SIPA Faculty-Scott Martin

Scott Martin

Adjunct Assistant Professor of International and Public Affairs

SIPA Faculty-Scott Martin

International Affairs Building, 13th Floor

212-854-3213


Personal Details

Scott B. Martin, PhD (Columbia, 2001) has lectured on comparative political economy of development, global labor issues, comparative social welfare regimes, and critical approaches to corporate social responsibility at Columbia University (SIPA) and The New School (GPIA), where he is Part-Time Associate Professor, since the early 2000s.  He has advised and helped create SIPA student capstone projects in Latin America and sub-Saharan Africa for close to two decades. Previously he held visiting appointments at Yale, Princeton, and Sarah Lawrence College and he is occasional lecturer at the University of Pennsylvania (School of Social Policy and Practice) and New York University (Wagner School of Public Service).  Currently Prof. Martin is Non-Resident Research Fellow at the Center of Artificial Intelligence (C4AI) at the Universidade de São Paulo.  His current research explores algorithmic management and labor conflict at the Amazon corporation in its Latin American operations as well as regulation of social and employment impacts of deployment of artificial intelligence.  Grants from the Centennial Center of the American Political Science Association, the Faculty Research Fund at The New School, and a Faculty Fellowship from the Heilbroner Center for Capitalism Studies at The New School have funded his fieldwork in 2023-24 in Brazil and Mexico. He is co-editor and co-author of several chapters for a forthcoming volume “Contesting Global Amazon in Cross-Continental Perspective: Labor, Work, and Community  Meet E-Commerce Logistics.”   Prof.
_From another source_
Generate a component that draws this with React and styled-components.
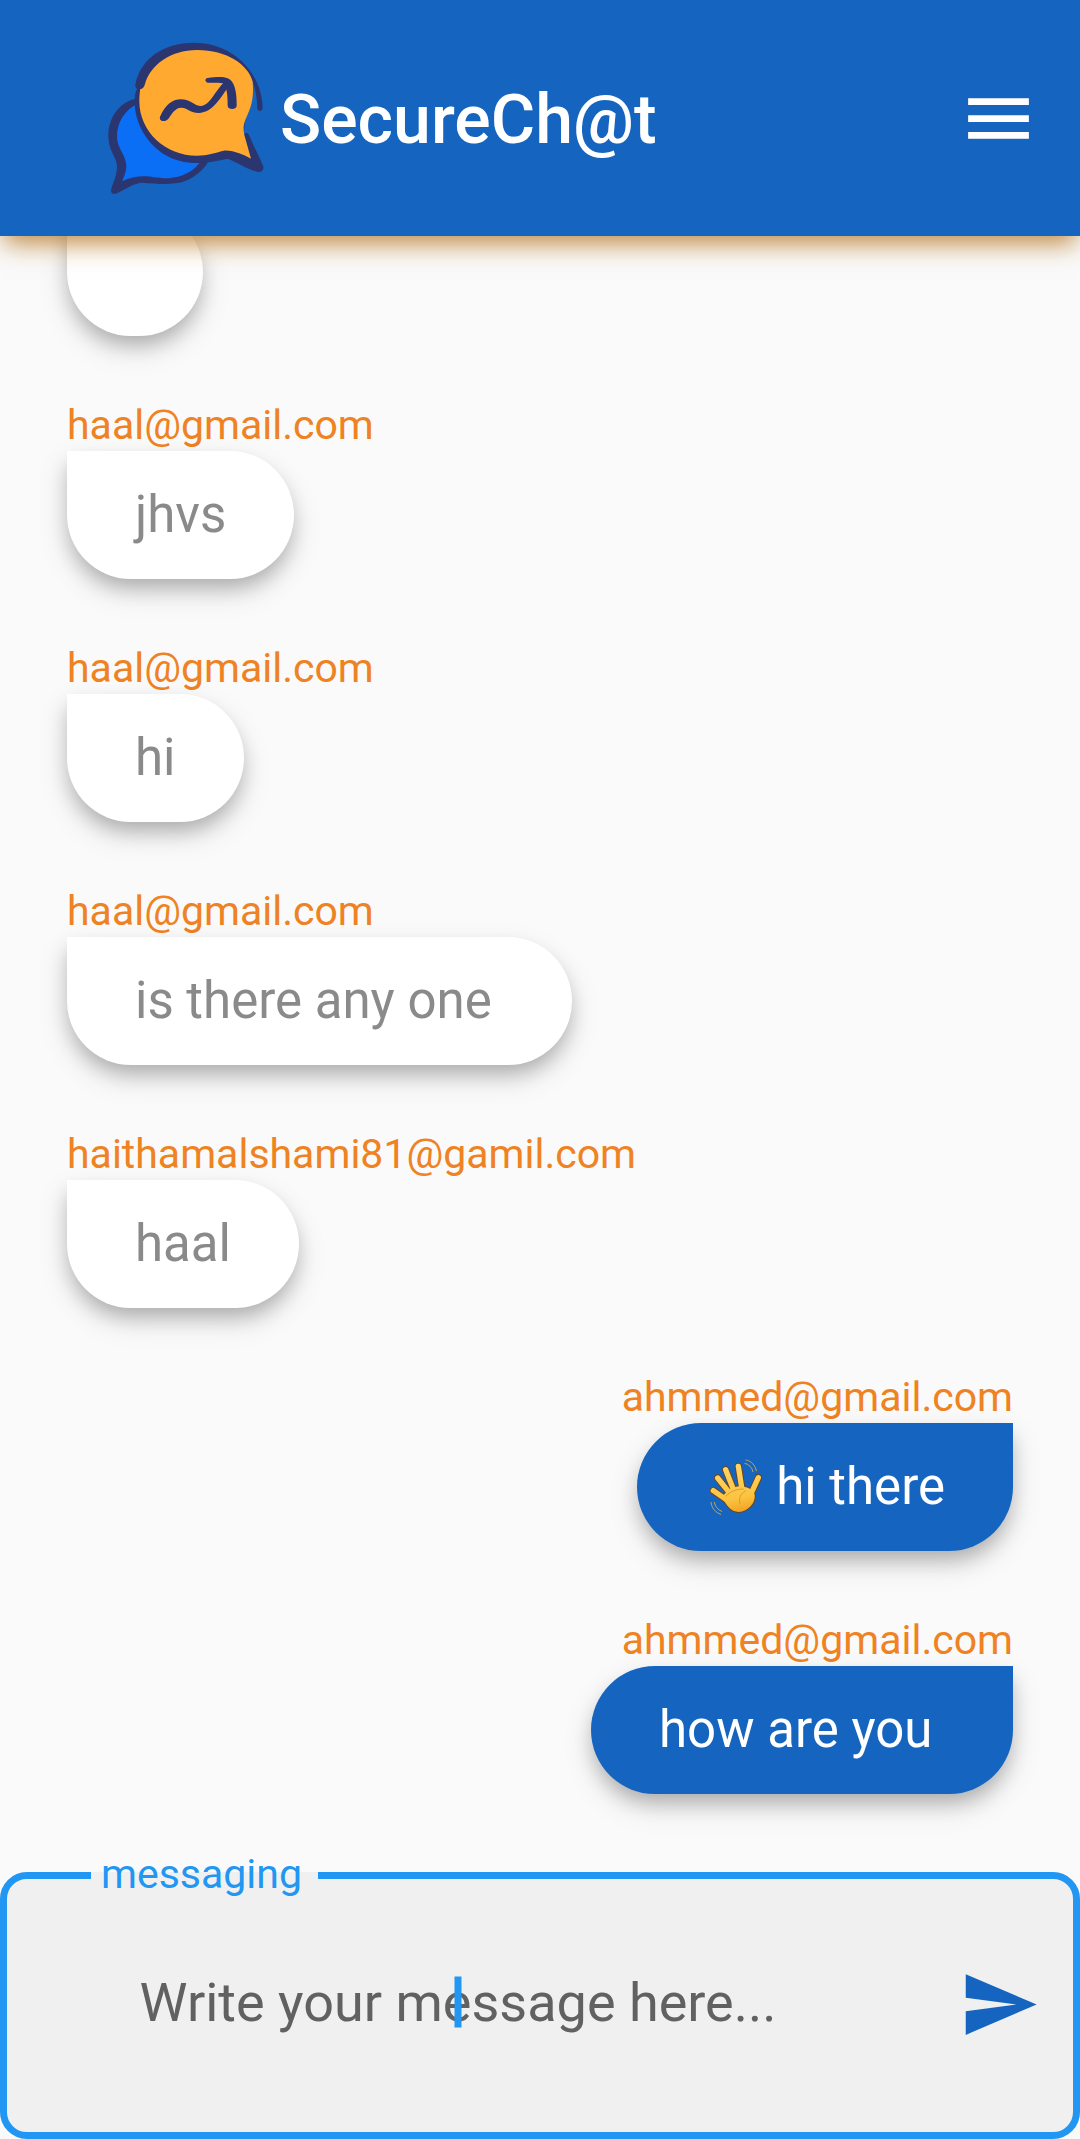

Martin’s most recent book is Labor Contestation at Walmart Brazil:  Limits of Global Diffusion in Latin America (Palgrave, 2021, with João Paulo Veiga and Katiuscia Galhera).  He is also co-author (with Ilán Bizberg) of the book Globalización y Estado de Bienestar: El Caso de Norteamérica (El Colegio de México, 2012) exploring social policy and labor regulation in Mexico, Canada, and the United States comparatively.  He is co-editor and contributor to the volumes, The New Politics of Inequality in Latin America (Oxford, 1997) and Competividade e Desenvolvimento: Atores e Instituições Locais (São Paulo, SENAC, 2001).